-- START Material provided --
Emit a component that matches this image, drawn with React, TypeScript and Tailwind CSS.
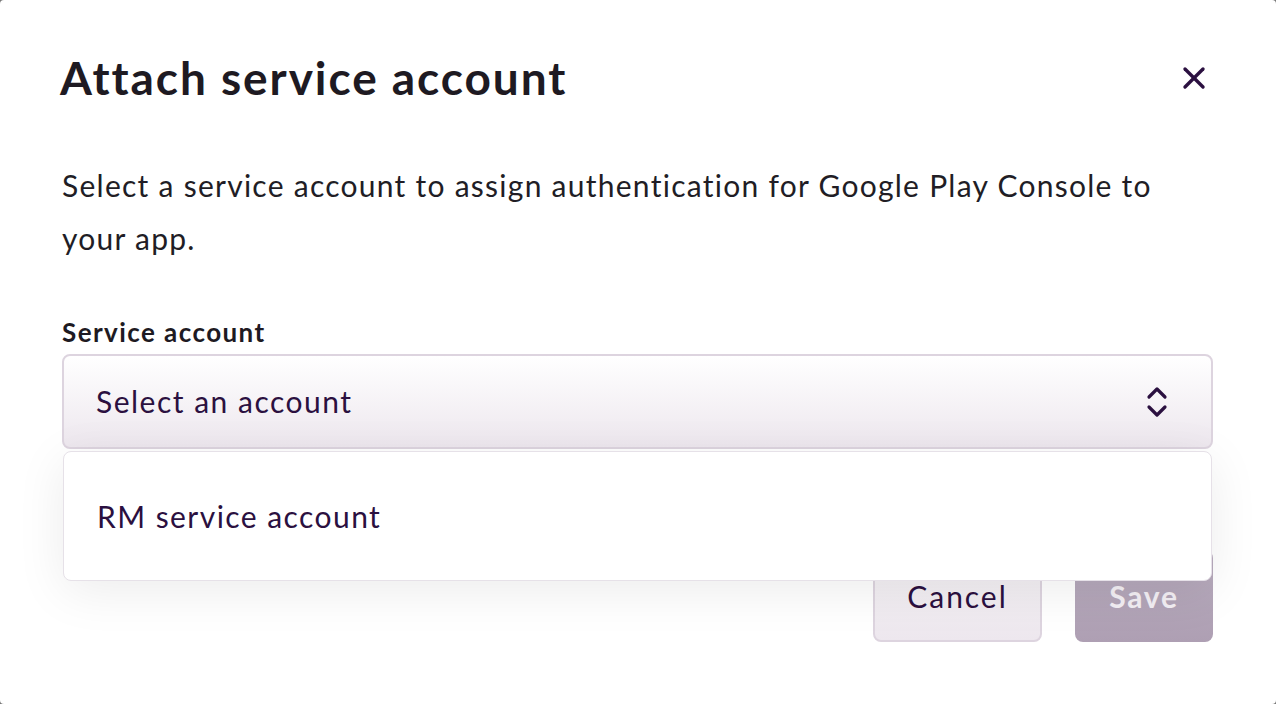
import React, { useState } from 'react';

const ChevronUpDown: React.FC = () => (
  <svg width="24" height="40" viewBox="0 0 24 40" fill="none" stroke="#2b1040" strokeWidth="3.2" strokeLinecap="round" strokeLinejoin="round">
    <path d="M4 15 L12 7 L20 15" />
    <path d="M4 25 L12 33 L20 25" />
  </svg>
);

const CloseIcon: React.FC = () => (
  <svg width="24" height="24" viewBox="0 0 24 24" fill="none" stroke="#2b1040" strokeWidth="3.4" strokeLinecap="round">
    <path d="M3 3 L21 21" />
    <path d="M21 3 L3 21" />
  </svg>
);

const App: React.FC = () => {
  const [open] = useState(true);
  const accounts = ['RM service account'];

  return (
    <div className="h-[704px] w-full bg-[#777] font-['Lato',sans-serif]">
      <div className="h-full rounded-[4px] bg-white pl-[60px] pr-[63px] pt-[50px]">
        <div className="flex items-center justify-between">
          <h1 className="text-[46px] leading-[56px] font-bold tracking-[0.042em] text-[#1e1a22]">Attach service account</h1>
          <button className="mr-[3px] p-1">
            <CloseIcon />
          </button>
        </div>

        <p className="mt-[53px] ml-[2px] text-[30px] leading-[53px] tracking-[0.042em] text-[#211d25]">
          Select a service account to assign authentication for Google Play Console to your app.
        </p>

        <div className="mt-[51px] ml-[2px]">
          <label className="block text-[26px] leading-[32px] font-bold tracking-[0.055em] text-[#1e1a22]">Service account</label>
          <div className="relative mt-[6px]">
            <button className="flex h-[95px] w-full items-center justify-between rounded-[8px] border-2 border-[#ddd4df] bg-gradient-to-b from-white to-[#ede7ee] pl-[32px] pr-[42px]">
              <span className="text-[30px] tracking-[0.05em] text-[#2b1040]">Select an account</span>
              <ChevronUpDown />
            </button>

            {open && (
              <div className="absolute left-[1px] right-[1px] top-[97px] z-10 rounded-[8px] border border-[#e6e1e8] bg-white py-[16px] shadow-[0_10px_50px_rgba(0,0,0,0.08)]">
                {accounts.map((a) => (
                  <div key={a} className="flex h-[96px] items-center pl-[33px] text-[30px] tracking-[0.048em] text-[#2b1040]">
                    {a}
                  </div>
                ))}
              </div>
            )}

            <div className="mt-[101px] flex justify-end gap-[33px]">
              <button className="h-[92px] w-[169px] rounded-[8px] border-2 border-[#ddd4df] bg-gradient-to-b from-[#f7f5f7] to-[#ede7ee] text-[30px] tracking-[0.065em] text-[#2b1040]">
                Cancel
              </button>
              <button className="h-[92px] w-[138px] rounded-[8px] bg-gradient-to-b from-[#b9adbf] to-[#ae9fb3] text-[30px] font-bold tracking-[0.06em] text-[#f3eff4]">
                Save
              </button>
            </div>
          </div>
        </div>
      </div>
    </div>
  );
};

export default App;
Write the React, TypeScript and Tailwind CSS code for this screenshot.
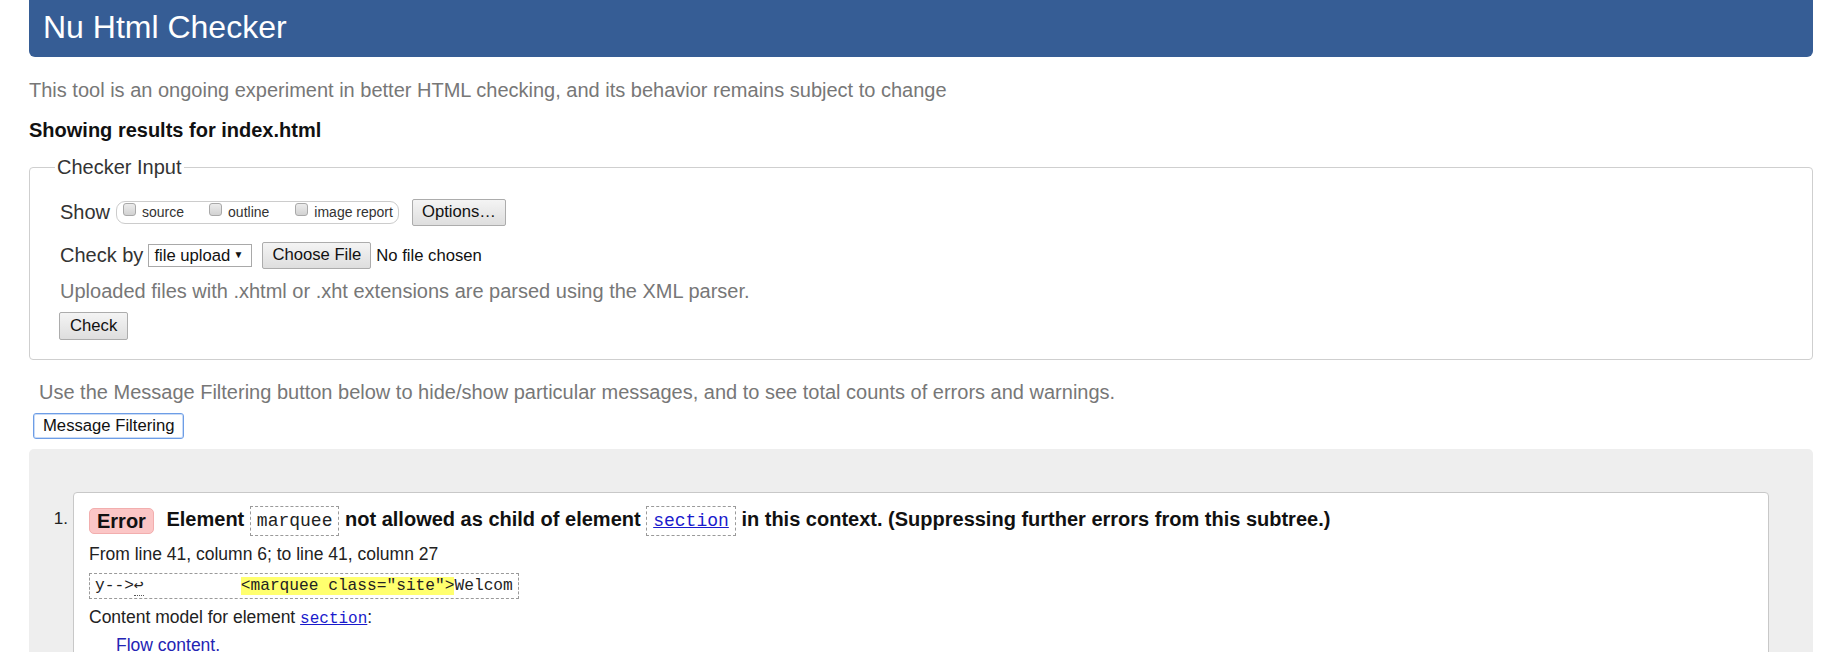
import React from "react";

const Checkbox = () => (
  <span className="inline-block w-[13px] h-[13px] mb-[5px] rounded-[3px] border border-[#a9a9a9] bg-gradient-to-b from-[#ececec] to-[#d2d2d2] shrink-0" />
);

const GrayButton = ({ children, className = "" }: { children: React.ReactNode; className?: string }) => (
  <button
    type="button"
    className={
      "inline-flex items-center h-[27px] border border-[#acacac] rounded-[2px] bg-gradient-to-b from-[#f4f4f4] to-[#dedede] text-[16.67px] leading-[20px] text-[#111] " +
      className
    }
  >
    {children}
  </button>
);

const mono = { fontFamily: '"Liberation Mono", "DejaVu Sans Mono", monospace' };

export default function App() {
  return (
    <div
      className="min-h-[652px] bg-white pl-[29px] pr-[32px] text-[#222]"
      style={{ fontFamily: '"Liberation Sans", Arial, sans-serif' }}
    >
      {/* Header */}
      <header className="h-[57px] bg-[#365d95] rounded-b-[6px] flex items-center pl-[14px] pb-[4px]">
        <h1 className="text-white text-[32px] leading-[36px] font-normal">Nu Html Checker</h1>
      </header>

      <p className="mt-[21px] text-[20px] leading-[24px] text-[#777]">
        This tool is an ongoing experiment in better HTML checking, and its behavior remains subject to change
      </p>

      <p className="mt-[16px] text-[20px] leading-[24px] font-bold text-[#111]">Showing results for index.html</p>

      {/* Checker Input fieldset */}
      <fieldset className="mt-[13px] border border-[#cfcfcf] rounded-[4px] pl-[30px] pb-[19px]">
        <legend className="ml-[-5px] px-[2px] text-[20px] leading-[24px] text-[#333]">Checker Input</legend>

        <div className="mt-[19px] flex items-center h-[28px] text-[20px] text-[#333]">
          <span className="leading-[24px]">Show</span>
          <span className="ml-[6px] inline-flex items-center h-[23px] border border-[#cccccc] rounded-[9px] pl-[6px] pr-[5px] text-[14px] text-[#333]">
            <Checkbox />
            <span className="ml-[6px]">source</span>
            <span className="ml-[25px]" />
            <Checkbox />
            <span className="ml-[6px]">outline</span>
            <span className="ml-[26px]" />
            <Checkbox />
            <span className="ml-[6px]">image report</span>
          </span>
          <GrayButton className="ml-[13px] px-[9px]">Options…</GrayButton>
        </div>

        <div className="mt-[15px] flex items-center h-[28px] text-[20px] text-[#333]">
          <span className="leading-[24px]">Check by</span>
          <span className="ml-[5px] inline-flex items-center h-[23px] w-[104px] border border-[#a9a9a9] bg-white pl-[5px] text-[16.67px] text-[#111]">
            file upload
            <span className="ml-auto mr-[8px] text-[10px] leading-none">▼</span>
          </span>
          <GrayButton className="ml-[10px] px-[9px]">Choose File</GrayButton>
          <span className="ml-[5px] text-[16.67px] text-[#111]">No file chosen</span>
        </div>

        <p className="mt-[10px] text-[20px] leading-[24px] text-[#777]">
          Uploaded files with .xhtml or .xht extensions are parsed using the XML parser.
        </p>

        <div className="mt-[9px] -ml-[1px]">
          <GrayButton className="h-[28px] px-[10px]">Check</GrayButton>
        </div>
      </fieldset>

      <p className="mt-[20px] pl-[10px] text-[20px] leading-[24px] text-[#777]">
        Use the Message Filtering button below to hide/show particular messages, and to see total counts of errors and warnings.
      </p>

      <div className="mt-[9px] ml-[4px]">
        <button
          type="button"
          className="h-[26px] px-[9px] bg-white border border-[#6d9de6] rounded-[3px] shadow-[inset_0_0_0_1px_#c9dbf6] text-[16.67px] leading-[20px] text-[#111]"
        >
          Message Filtering
        </button>
      </div>

      {/* Results */}
      <div className="mt-[10px] bg-[#eeeeee] rounded-t-[5px] pt-[43px] pl-[24px] pr-[44px] pb-[40px]">
        <div className="flex">
          <div className="w-[20px] shrink-0 pt-[17px] pr-[5px] text-right text-[17px] leading-[20px] text-[#222]">1.</div>
          <div className="flex-1 bg-white border border-[#c8c8c8] rounded-[4px] pl-[15px] pt-[11px] pb-[40px]">
            <p className="text-[20px] leading-[30px] font-bold text-[#111]">
              <span className="inline-block align-middle px-[7px] leading-[24px] bg-[#fbc6c6] border border-[#f2aeae] rounded-[5px] mr-[7px]">
                Error
              </span>{" "}
              Element{" "}
              <code
                className="inline-block align-middle border border-dashed border-[#9a9a9a] px-[6px] py-[3px] leading-[22px] text-[18px] font-normal text-[#222]"
                style={mono}
              >
                marquee
              </code>{" "}
              not allowed as child of element{" "}
              <code
                className="inline-block align-middle border border-dashed border-[#9a9a9a] px-[6px] py-[3px] leading-[22px] text-[18px] font-normal"
                style={mono}
              >
                <a href="#" className="text-[#1a1acc] underline">section</a>
              </code>{" "}
              in this context. (Suppressing further errors from this subtree.)
            </p>

            <p className="mt-[8px] text-[17.5px] leading-[20px] text-[#222]">From line 41, column 6; to line 41, column 27</p>

            <div
              className="mt-[9px] inline-block border border-dashed border-[#9a9a9a] px-[5px] py-[2px] text-[16.2px] leading-[20px] text-[#222] whitespace-pre"
              style={mono}
            >
              y--&gt;
              <span className="inline-block border-b border-dotted border-[#555] leading-[17px]">↩</span>
              {"          "}
              <span className="bg-[#ffff6e]">&lt;marquee class="site"&gt;</span>Welcom
            </div>

            <p className="mt-[8px] text-[17.5px] leading-[20px] text-[#222]">
              Content model for element{" "}
              <a href="#" className="text-[#1a1acc] underline text-[16px]" style={mono}>
                section
              </a>
              :
            </p>

            <p className="mt-[6px] pl-[27px] text-[17.5px] leading-[20px] text-[#2424b4]">Flow content.</p>
          </div>
        </div>
      </div>
    </div>
  );
}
-- END Material provided --
_Problem to solve:_ Pictures excluded, give again exactly and only the lines of the material above from the line with "Write the React, TypeScript" through the line with "results for index.html</p>".

_Exercise output:_
Write the React, TypeScript and Tailwind CSS code for this screenshot.
import React from "react";

const Checkbox = () => (
  <span className="inline-block w-[13px] h-[13px] mb-[5px] rounded-[3px] border border-[#a9a9a9] bg-gradient-to-b from-[#ececec] to-[#d2d2d2] shrink-0" />
);

const GrayButton = ({ children, className = "" }: { children: React.ReactNode; className?: string }) => (
  <button
    type="button"
    className={
      "inline-flex items-center h-[27px] border border-[#acacac] rounded-[2px] bg-gradient-to-b from-[#f4f4f4] to-[#dedede] text-[16.67px] leading-[20px] text-[#111] " +
      className
    }
  >
    {children}
  </button>
);

const mono = { fontFamily: '"Liberation Mono", "DejaVu Sans Mono", monospace' };

export default function App() {
  return (
    <div
      className="min-h-[652px] bg-white pl-[29px] pr-[32px] text-[#222]"
      style={{ fontFamily: '"Liberation Sans", Arial, sans-serif' }}
    >
      {/* Header */}
      <header className="h-[57px] bg-[#365d95] rounded-b-[6px] flex items-center pl-[14px] pb-[4px]">
        <h1 className="text-white text-[32px] leading-[36px] font-normal">Nu Html Checker</h1>
      </header>

      <p className="mt-[21px] text-[20px] leading-[24px] text-[#777]">
        This tool is an ongoing experiment in better HTML checking, and its behavior remains subject to change
      </p>

      <p className="mt-[16px] text-[20px] leading-[24px] font-bold text-[#111]">Showing results for index.html</p>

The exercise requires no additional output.